WORK TO DO ▸ Below are the records; locate each line with the word "this" and copy it.

THE INPUT ▸
* start *

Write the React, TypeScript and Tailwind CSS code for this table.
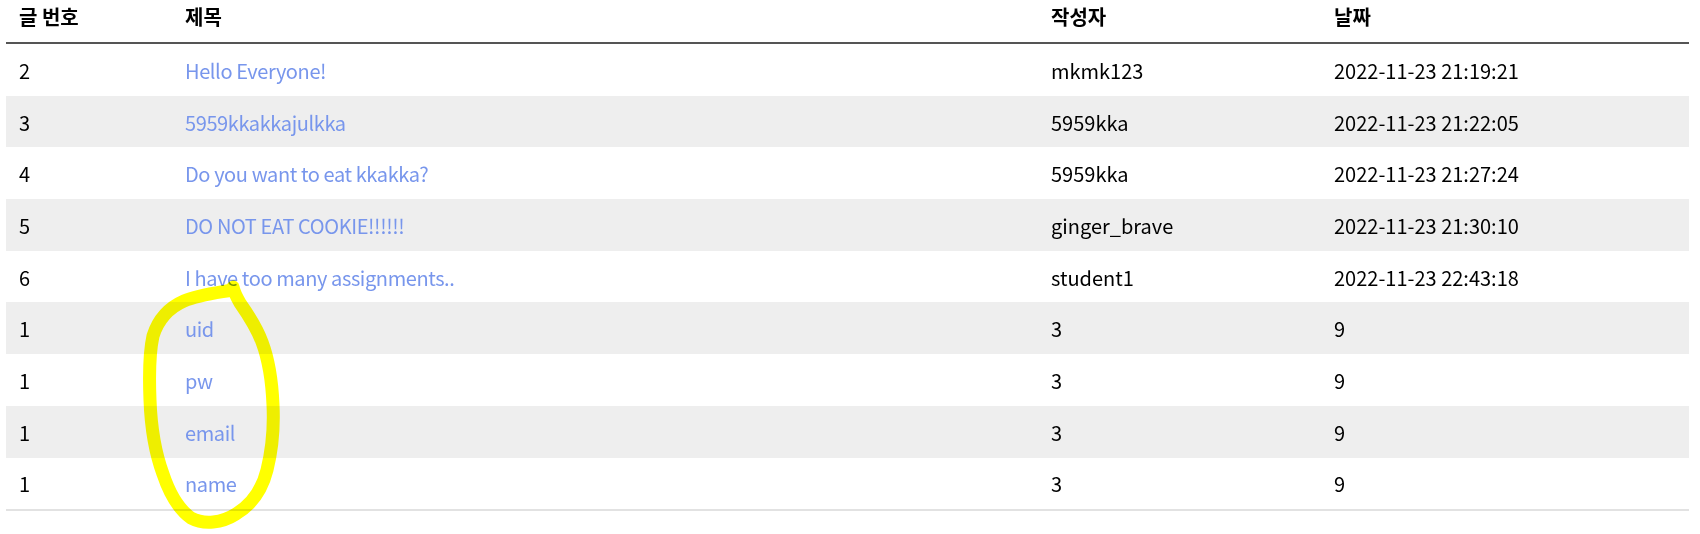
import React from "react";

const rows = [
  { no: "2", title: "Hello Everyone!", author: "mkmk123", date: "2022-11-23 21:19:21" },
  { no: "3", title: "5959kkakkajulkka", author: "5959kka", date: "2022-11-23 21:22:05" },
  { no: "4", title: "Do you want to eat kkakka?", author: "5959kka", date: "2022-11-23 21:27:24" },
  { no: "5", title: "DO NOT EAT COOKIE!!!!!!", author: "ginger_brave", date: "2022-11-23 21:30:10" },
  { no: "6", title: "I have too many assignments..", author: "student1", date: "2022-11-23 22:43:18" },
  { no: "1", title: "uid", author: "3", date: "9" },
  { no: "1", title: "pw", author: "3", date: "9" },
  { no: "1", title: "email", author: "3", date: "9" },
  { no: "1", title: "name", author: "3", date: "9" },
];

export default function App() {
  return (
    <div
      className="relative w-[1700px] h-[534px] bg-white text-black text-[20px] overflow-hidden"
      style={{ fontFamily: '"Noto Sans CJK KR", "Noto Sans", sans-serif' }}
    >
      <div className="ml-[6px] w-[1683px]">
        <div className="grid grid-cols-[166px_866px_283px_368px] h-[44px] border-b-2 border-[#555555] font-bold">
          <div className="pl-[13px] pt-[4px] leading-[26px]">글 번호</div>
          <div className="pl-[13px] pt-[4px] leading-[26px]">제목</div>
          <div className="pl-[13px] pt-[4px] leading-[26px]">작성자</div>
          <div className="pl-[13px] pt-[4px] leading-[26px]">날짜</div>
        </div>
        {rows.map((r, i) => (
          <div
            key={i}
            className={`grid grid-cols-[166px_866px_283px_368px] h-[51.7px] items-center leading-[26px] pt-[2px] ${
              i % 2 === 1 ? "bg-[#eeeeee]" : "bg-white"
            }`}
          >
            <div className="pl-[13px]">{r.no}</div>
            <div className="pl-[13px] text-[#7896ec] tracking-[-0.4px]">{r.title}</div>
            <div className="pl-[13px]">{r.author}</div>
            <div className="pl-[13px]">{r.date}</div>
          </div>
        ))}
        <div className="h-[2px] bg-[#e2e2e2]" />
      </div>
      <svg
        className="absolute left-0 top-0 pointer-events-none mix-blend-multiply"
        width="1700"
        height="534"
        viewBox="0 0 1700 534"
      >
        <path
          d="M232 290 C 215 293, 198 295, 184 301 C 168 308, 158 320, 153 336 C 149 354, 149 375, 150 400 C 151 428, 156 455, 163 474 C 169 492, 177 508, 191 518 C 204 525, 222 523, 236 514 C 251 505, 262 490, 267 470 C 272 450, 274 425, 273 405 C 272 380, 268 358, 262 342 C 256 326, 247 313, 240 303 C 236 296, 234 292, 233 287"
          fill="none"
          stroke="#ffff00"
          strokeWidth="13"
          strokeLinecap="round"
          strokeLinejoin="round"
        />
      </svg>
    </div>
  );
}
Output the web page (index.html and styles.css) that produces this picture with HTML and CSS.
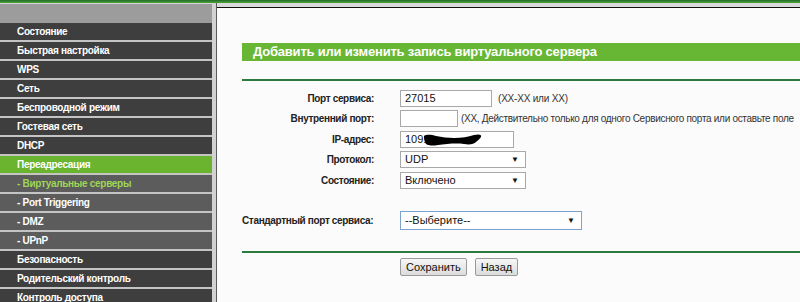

* end *

RESULT OF THE EXERCISE ▸
Write the React, TypeScript and Tailwind CSS code for this table.
Output the web page (index.html and styles.css) that produces this picture with HTML and CSS.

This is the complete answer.